Chris Jones has lived in Sheffield since 1990. He was awarded an Eric Gregory Award for his poetry in 1996. From 1997 to 1999 he worked as a writer-in-residence at Nottingham Prison. He was the Literature Officer for Leicestershire for five years and then spent some time as a freelance writer and poetry festival organiser. He currently teaches creative writing at Sheffield Hallam University.
In March 2021 he published the poetry sequence Little Piece of Harm with Longbarrow Press. Little Piece of Harm is a narrative sequence that focuses on 24 hours in the life of a city that has been shut down in the aftermath of a shooting. As this act of violence ramifies outwards, the sequence explores the geographical reach of Sheffield – its urban settings and its rural landmarks – and eavesdrops on the city’s conversations.
In June 2015 he published his second full-length poetry collection Skin with Longbarrow Press.
In 2013 he published a chapbook with Shoestring Press entitled Jigs and Reels and his work featured in the Longbarrow Press anthology The Footing, publishing his sequence on Pre-Reformation wall art and its destruction ‘Death and the Gallant’.
His poem ‘Sentences’, published in the magazine Staple, was nominated for the Forward Prize Best Single Poem Prize 2011. The work appears in The Forward Book of Poetry 2011.

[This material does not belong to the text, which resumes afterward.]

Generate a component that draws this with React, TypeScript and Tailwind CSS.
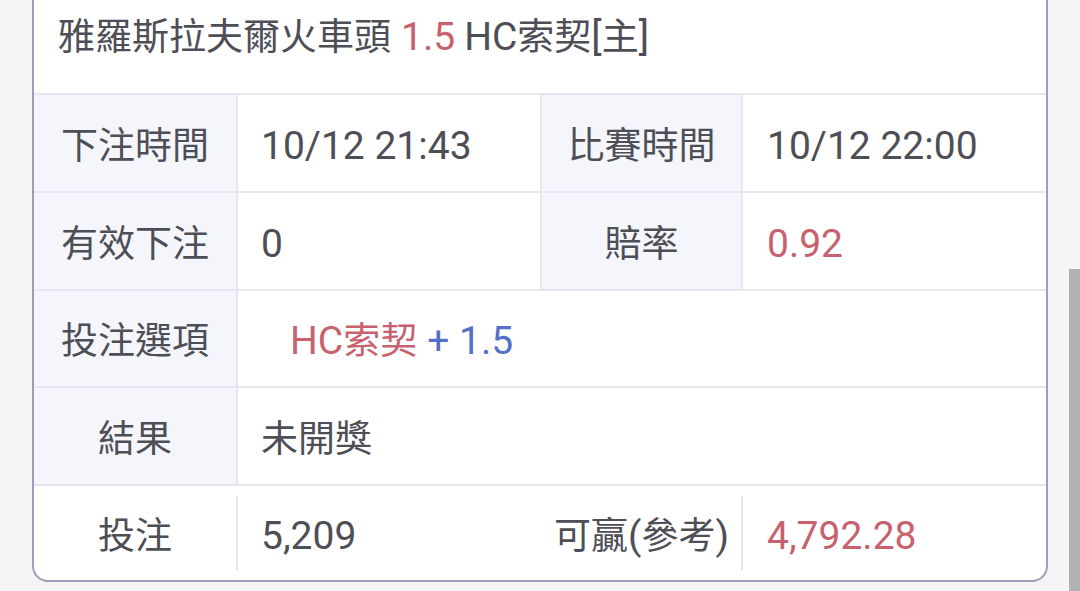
import React from 'react';

const FONT = { fontFamily: 'Roboto, "Noto Sans CJK TC", sans-serif' };

const Label = ({ children, plain }: { children: React.ReactNode; plain?: boolean }) => (
  <div className={`flex items-center justify-center pt-[6px] ${plain ? '' : 'bg-[#f5f6fb]'}`}>{children}</div>
);

// latin runs render a touch larger than the CJK glyphs
const L = ({ children, className = '' }: { children: React.ReactNode; className?: string }) => (
  <span className={`text-[39px] ${className}`}>{children}</span>
);

const App: React.FC = () => {
  return (
    <div className="relative h-[591px] w-full overflow-hidden bg-[#f5f5f7] text-[37px] text-[#4e4e56]" style={FONT}>
      {/* Card */}
      <div className="ml-[32px] w-[1016px] overflow-hidden rounded-b-[16px] border-x-2 border-b-2 border-[#9d9db9] bg-white">
        {/* Title */}
        <div className="flex h-[95px] items-center border-b-2 border-[#e6e6ee] pb-[18px] pl-[24px] leading-none">
          <span>雅羅斯拉夫爾火車頭</span>
          <L className="ml-[10px] text-[#c8616e]">1.5</L>
          <L className="ml-[9px]">HC</L>
          <span>索契</span>
          <L>[</L>
          <span>主</span>
          <L>]</L>
        </div>

        {/* Rows */}
        <div className="grid grid-cols-[202px_2px_302px_2px_199px_2px_1fr] leading-none">
          {/* Row 1 */}
          <Label>下注時間</Label>
          <div className="bg-[#e6e6ee]" />
          <div className="flex h-[96px] items-center pl-[23px] pt-[6px]"><L>10/12 21:43</L></div>
          <div className="bg-[#e6e6ee]" />
          <Label>比賽時間</Label>
          <div className="bg-[#e6e6ee]" />
          <div className="flex items-center pl-[24px] pt-[6px]"><L>10/12 22:00</L></div>
          <div className="col-span-7 h-[2px] bg-[#e6e6ee]" />

          {/* Row 2 */}
          <Label>有效下注</Label>
          <div className="bg-[#e6e6ee]" />
          <div className="flex h-[96px] items-center pl-[23px] pt-[6px]"><L>0</L></div>
          <div className="bg-[#e6e6ee]" />
          <Label>賠率</Label>
          <div className="bg-[#e6e6ee]" />
          <div className="flex items-center pl-[24px] pt-[6px]"><L className="text-[#c8616e]">0.92</L></div>
          <div className="col-span-7 h-[2px] bg-[#e6e6ee]" />

          {/* Row 3 */}
          <Label>投注選項</Label>
          <div className="bg-[#e6e6ee]" />
          <div className="col-span-5 flex h-[95px] items-center pl-[52px] pt-[6px]">
            <L className="text-[#c8616e]">HC</L>
            <span className="text-[#c8616e]">索契</span>
            <L className="ml-[10px] text-[#5570c8]">+ 1.5</L>
          </div>
          <div className="col-span-7 h-[2px] bg-[#e6e6ee]" />

          {/* Row 4 */}
          <Label>結果</Label>
          <div className="bg-[#e6e6ee]" />
          <div className="col-span-5 flex h-[96px] items-center pl-[23px] pt-[6px]">未開獎</div>
          <div className="col-span-7 h-[2px] bg-[#e6e6ee]" />

          {/* Row 5 */}
          <Label plain>投注</Label>
          <div className="my-[10px] bg-[#e6e6ee]" />
          <div className="flex h-[94px] items-center pl-[23px] pt-[6px]"><L>5,209</L></div>
          <div />
          <Label plain>
            可贏<L>(</L>參考<L>)</L>
          </Label>
          <div className="my-[10px] bg-[#e6e6ee]" />
          <div className="flex items-center pl-[24px] pt-[6px]"><L className="text-[#c8616e]">4,792.28</L></div>
        </div>
      </div>

      {/* scrollbar thumb */}
      <div className="absolute right-0 top-[269px] h-[322px] w-[11px] bg-[#b2b2b2]" />
    </div>
  );
};

export default App;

In 2007 he published his first full-length collection, The Safe House, with Shoestring Press. Here you can find his prison and River Don poems in full, along with pieces on family and travel.
A pamphlet collection of poems was produced with Longbarrow Press in November 2007. The sequence, entitled Miniatures, is concerned with the experiences of fatherhood, and reflections on wider family ties.
The first pamphlet he got published is still available from The Poetry Business. Hard on the Knuckle was a winner in the 2002 Book and Pamphlet competition run by Smith/Doorstop. The pamphlet features a sequence of poems about car journeys and his early prison poems.